A 70-Year-Old Woman With Progressive Abdominal Pain

Ehab H. Youssef, MD, FRCR


August 09, 2016

Physical Examination and Workup

Figure 1.

Figure 2.

Upon physical examination, her oral temperature is 98.6° F (37° C), her pulse rate is 94 beats/min, and her blood pressure is 168/92 mm Hg. Overall, she is noted to be uncomfortable secondary to colicky pain.

The head and neck examination findings are normal. Her lungs are clear when auscultated, with normal respiratory effort, and her heart examination is normal except for occasional premature ventricular beats. Upon abdominal examination, some fullness of the epigastric and left upper quadrant regions is noted, with mild tenderness on deep palpation. The rest of the abdomen is soft, with no abnormal pigmentations. Small scars from the previous laparoscopic cholecystectomy are noted. Rectal examination is unremarkable. No edema is observed in the extremities.

The laboratory investigations show an elevated blood glucose level of 140.54 mg/dL (7.8 mmol/L; normal range, 75-115 mg/dL), but otherwise the patient is noted to have a normal extended metabolic panel, including lipase and liver enzymes, and a normal complete blood count (CBC), with no evidence of leukocytosis or anemia. A urinalysis is negative for blood, nitrites, and leukocytes.

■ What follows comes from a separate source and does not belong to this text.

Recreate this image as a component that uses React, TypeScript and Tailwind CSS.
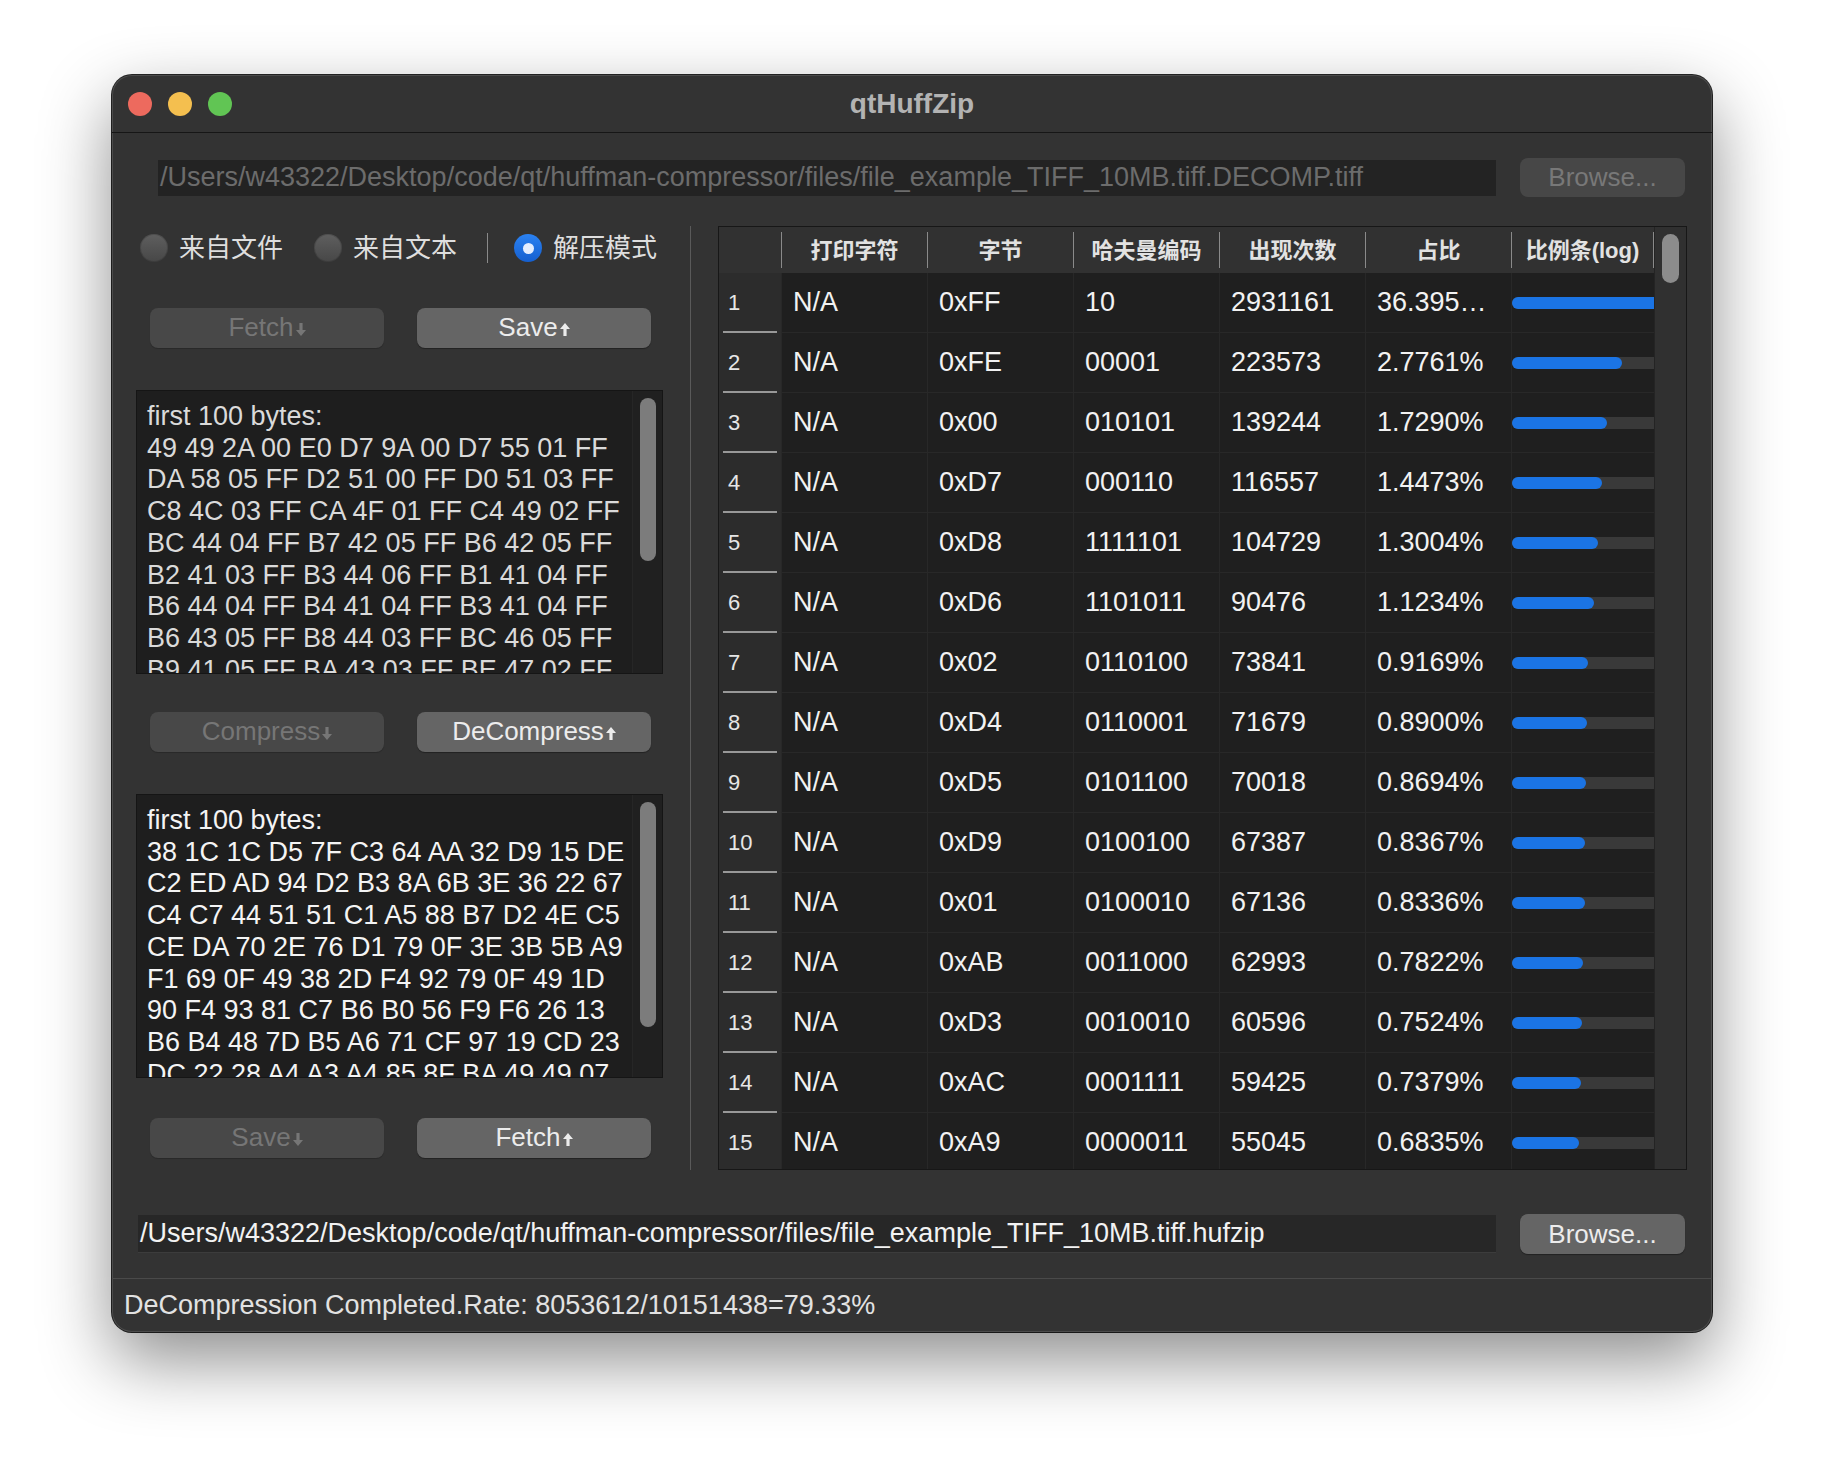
import clsx from 'clsx'

type Row = {
  code: string
  count: string
  byte: string
  rate: string
  bar: number
}

const rows: Row[] = [
  { byte: '0xFF', code: '10', count: '2931161', rate: '36.395…', bar: 160 },
  { byte: '0xFE', code: '00001', count: '223573', rate: '2.7761%', bar: 110 },
  { byte: '0x00', code: '010101', count: '139244', rate: '1.7290%', bar: 95 },
  { byte: '0xD7', code: '000110', count: '116557', rate: '1.4473%', bar: 90 },
  { byte: '0xD8', code: '1111101', count: '104729', rate: '1.3004%', bar: 86 },
  { byte: '0xD6', code: '1101011', count: '90476', rate: '1.1234%', bar: 82 },
  { byte: '0x02', code: '0110100', count: '73841', rate: '0.9169%', bar: 76 },
  { byte: '0xD4', code: '0110001', count: '71679', rate: '0.8900%', bar: 75 },
  { byte: '0xD5', code: '0101100', count: '70018', rate: '0.8694%', bar: 74 },
  { byte: '0xD9', code: '0100100', count: '67387', rate: '0.8367%', bar: 73 },
  { byte: '0x01', code: '0100010', count: '67136', rate: '0.8336%', bar: 73 },
  { byte: '0xAB', code: '0011000', count: '62993', rate: '0.7822%', bar: 71 },
  { byte: '0xD3', code: '0010010', count: '60596', rate: '0.7524%', bar: 70 },
  { byte: '0xAC', code: '0001111', count: '59425', rate: '0.7379%', bar: 69 },
  { byte: '0xA9', code: '0000011', count: '55045', rate: '0.6835%', bar: 67 },
]

const headers = ['打印字符', '字节', '哈夫曼编码', '出现次数', '占比']

const sourceLines = [
  'first 100 bytes:',
  '49 49 2A 00 E0 D7 9A 00 D7 55 01 FF',
  'DA 58 05 FF D2 51 00 FF D0 51 03 FF',
  'C8 4C 03 FF CA 4F 01 FF C4 49 02 FF',
  'BC 44 04 FF B7 42 05 FF B6 42 05 FF',
  'B2 41 03 FF B3 44 06 FF B1 41 04 FF',
  'B6 44 04 FF B4 41 04 FF B3 41 04 FF',
  'B6 43 05 FF B8 44 03 FF BC 46 05 FF',
  'B9 41 05 FF BA 43 03 FF BE 47 02 FF',
  'B8 44 03 FF B6 42 04 FF B4 41 05 FF',
]

const zippedLines = [
  'first 100 bytes:',
  '38 1C 1C D5 7F C3 64 AA 32 D9 15 DE',
  'C2 ED AD 94 D2 B3 8A 6B 3E 36 22 67',
  'C4 C7 44 51 51 C1 A5 88 B7 D2 4E C5',
  'CE DA 70 2E 76 D1 79 0F 3E 3B 5B A9',
  'F1 69 0F 49 38 2D F4 92 79 0F 49 1D',
  '90 F4 93 81 C7 B6 B0 56 F9 F6 26 13',
  'B6 B4 48 7D B5 A6 71 CF 97 19 CD 23',
  'DC 22 28 A4 A3 A4 85 8F BA 49 49 07',
  '5C 1E 22 D9 0A 61 B3 7E 44 C2 19 8D',
]

const Arrow = ({ up }: { up: boolean }) => (
  <svg width="10" height="13" viewBox="0 0 10 13" className="ml-[2px]">
    <path
      d={up ? 'M5 0 L10 6 H6.6 V13 H3.4 V6 H0 Z' : 'M5 13 L10 7 H6.6 V0 H3.4 V7 H0 Z'}
      fill="currentColor"
    />
  </svg>
)

const Button = ({ label, up, enabled }: { label: string; up: boolean; enabled: boolean }) => (
  <button
    className={clsx(
      'flex h-[40px] w-[234px] items-baseline justify-center rounded-[8px] pt-[4px] text-[26px] leading-[30px]',
      enabled
        ? 'bg-[#656565] text-[#ececec] shadow-[0_1px_1px_rgba(0,0,0,0.35)]'
        : 'bg-[#484848] text-[#767676] shadow-[0_1px_1px_rgba(0,0,0,0.2)]',
    )}
  >
    <span>{label}</span>
    <Arrow up={up} />
  </button>
)

const Radio = ({ label, checked }: { label: string; checked?: boolean }) => (
  <div className="flex items-center">
    {checked ? (
      <div className="flex h-[28px] w-[28px] items-center justify-center rounded-full bg-linear-to-b from-[#2b82f2] to-[#155fcf]">
        <div className="h-[11px] w-[11px] rounded-full bg-[#e4eeff]" />
      </div>
    ) : (
      <div className="h-[28px] w-[28px] rounded-full bg-linear-to-b from-[#5f5f5f] to-[#474747] shadow-[inset_0_0_0_1px_rgba(0,0,0,0.15)]" />
    )}
    <span className="ml-[11px] text-[26px] leading-none text-[#dedede]">{label}</span>
  </div>
)

const TextBox = ({ lines, thumb, tone }: { lines: string[]; thumb: string; tone: string }) => (
  <div className="flex h-[284px] w-[527px] border border-[#151515] bg-[#1e1e1e]">
    <div className={clsx('flex-1 overflow-hidden pl-[10px] pt-[10px] text-[27px] leading-[31.7px]', tone)}>
      {lines.map((line, i) => (
        <div key={i} className="whitespace-nowrap">
          {line}
        </div>
      ))}
    </div>
    <div className="w-[30px] border-l border-[#262626] bg-[#202020]">
      <div className={clsx('ml-[7px] mt-[7px] w-[16px] rounded-full bg-[#7c7c7c]', thumb)} />
    </div>
  </div>
)

const Table = () => (
  <div className="flex h-[944px] w-[969px] border border-[#171717] bg-[#1f1f1f]">
    <div className="flex w-[935px] flex-col overflow-hidden">
      <div className="flex h-[46px] shrink-0 items-center bg-[#313131] text-[22px] font-semibold text-[#e2e2e2]">
        <div className="w-[62px]" />
        {headers.map((h) => (
          <div key={h} className="flex items-center">
            <div className="h-[36px] w-px bg-[#8a8a8a]" />
            <div className="w-[145px] text-center">{h}</div>
          </div>
        ))}
        <div className="h-[36px] w-px bg-[#8a8a8a]" />
        <div className="w-[141px] text-center">比例条(log)</div>
        <div className="h-[36px] w-px bg-[#8a8a8a]" />
      </div>
      {rows.map((row, i) => (
        <div key={i} className="flex h-[60px] shrink-0">
          <div className="flex w-[62px] flex-col bg-[#2c2c2c]">
            <div className="flex flex-1 items-center pl-[9px] text-[22px] text-[#e6e6e6]">{i + 1}</div>
            <div className="mx-[4px] h-[2px] bg-[#999999]" />
          </div>
          {['N/A', row.byte, row.code, row.count, row.rate].map((value, j) => (
            <div
              key={j}
              className="flex w-[146px] items-center border-b border-l border-[#282828] pl-[11px] text-[27px] text-[#f2f2f2]"
            >
              {value}
            </div>
          ))}
          <div className="flex w-[143px] items-center overflow-hidden border-b border-l border-[#282828]">
            <div className="h-[12px] w-full rounded-l-full bg-[#393939]">
              <div className="h-full rounded-full bg-[#1b74e4]" style={{ width: row.bar }} />
            </div>
          </div>
        </div>
      ))}
    </div>
    <div className="w-[32px] border-l border-[#242424] bg-[#303030]">
      <div className="ml-[7px] mt-[7px] h-[49px] w-[17px] rounded-full bg-[#8c8c8c]" />
    </div>
  </div>
)

const App = () => {
  return (
    <div className="h-[1480px] w-[1824px] bg-white pl-[112px] pt-[75px] font-['Liberation_Sans','Noto_Sans_CJK_SC',sans-serif]">
      <div className="flex h-[1257px] w-[1600px] flex-col overflow-hidden rounded-[20px] bg-[#333333] shadow-[0_28px_70px_rgba(0,0,0,0.45),0_0_0_1px_rgba(0,0,0,0.85),inset_0_0_0_1px_rgba(255,255,255,0.12)]">
        <div className="flex h-[58px] shrink-0 items-center border-b border-[#161616] pl-[16px]">
          <div className="flex gap-[16px]">
            <div className="h-[24px] w-[24px] rounded-full bg-[#ed6a5e]" />
            <div className="h-[24px] w-[24px] rounded-full bg-[#f4bf4f]" />
            <div className="h-[24px] w-[24px] rounded-full bg-[#61c554]" />
          </div>
          <div className="flex-1 pr-[120px] text-center text-[28px] font-bold text-[#b3b3b3]">qtHuffZip</div>
        </div>

        <div className="mt-[25px] flex h-[39px] shrink-0 items-center gap-[24px] pl-[46px]">
          <div className="flex h-[36px] w-[1338px] items-center overflow-hidden whitespace-nowrap bg-[#232323] pl-[2px] text-[27px] text-[#6c6c6c]">
            /Users/w43322/Desktop/code/qt/huffman-compressor/files/file_example_TIFF_10MB.tiff.DECOMP.tiff
          </div>
          <button className="h-[39px] w-[165px] rounded-[8px] bg-[#474747] text-[26px] text-[#787878]">Browse...</button>
        </div>

        <div className="mt-[29px] flex h-[944px] shrink-0 pl-[24px]">
          <div className="flex w-[527px] flex-col">
            <div className="flex h-[44px] items-center pl-[4px]">
              <Radio label="来自文件" />
              <div className="ml-[31px]">
                <Radio label="来自文本" />
              </div>
              <div className="ml-[30px] h-[30px] w-px bg-[#8a8a8a]" />
              <div className="ml-[26px]">
                <Radio label="解压模式" checked />
              </div>
            </div>
            <div className="mt-[38px] flex gap-[33px] pl-[14px]">
              <Button label="Fetch" up={false} enabled={false} />
              <Button label="Save" up enabled />
            </div>
            <div className="mt-[42px]">
              <TextBox lines={sourceLines} thumb="h-[163px]" tone="text-[#dadada]" />
            </div>
            <div className="mt-[38px] flex gap-[33px] pl-[14px]">
              <Button label="Compress" up={false} enabled={false} />
              <Button label="DeCompress" up enabled />
            </div>
            <div className="mt-[42px]">
              <TextBox lines={zippedLines} thumb="h-[225px]" tone="text-[#f4f4f4]" />
            </div>
            <div className="mt-[40px] flex gap-[33px] pl-[14px]">
              <Button label="Save" up={false} enabled={false} />
              <Button label="Fetch" up enabled />
            </div>
          </div>
          <div className="ml-[27px] w-px bg-[#5a5a5a]" />
          <div className="ml-[27px]">
            <Table />
          </div>
        </div>

        <div className="mt-[44px] flex h-[40px] shrink-0 items-center gap-[24px] pl-[26px]">
          <div className="flex h-[38px] w-[1358px] items-center overflow-hidden whitespace-nowrap border-b border-[#3c3c3c] bg-[#272727] pl-[2px] text-[27px] text-[#f2f2f2]">
            /Users/w43322/Desktop/code/qt/huffman-compressor/files/file_example_TIFF_10MB.tiff.hufzip
          </div>
          <button className="h-[40px] w-[165px] rounded-[8px] bg-[#656565] text-[26px] text-[#ececec] shadow-[0_1px_1px_rgba(0,0,0,0.35)]">
            Browse...
          </button>
        </div>

        <div className="mt-[24px] flex flex-1 items-center border-t border-[#4a4a4a] pl-[12px] text-[27px] text-[#e2e2e2]">
          DeCompression Completed.Rate: 8053612/10151438=79.33%
        </div>
      </div>
    </div>
  )
}

export default App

Plain abdominal radiographs reveal a nonspecific bowel gas pattern (not shown) and no signs of bowel obstruction. The patient is transferred to the hospital floor for bowel rest, intravenous fluids, and antiemetics. On hospital day 2, she is noted to be in increasing pain; a general surgery consultation is requested and abdominal CT scanning is performed (Figures 1 and 2).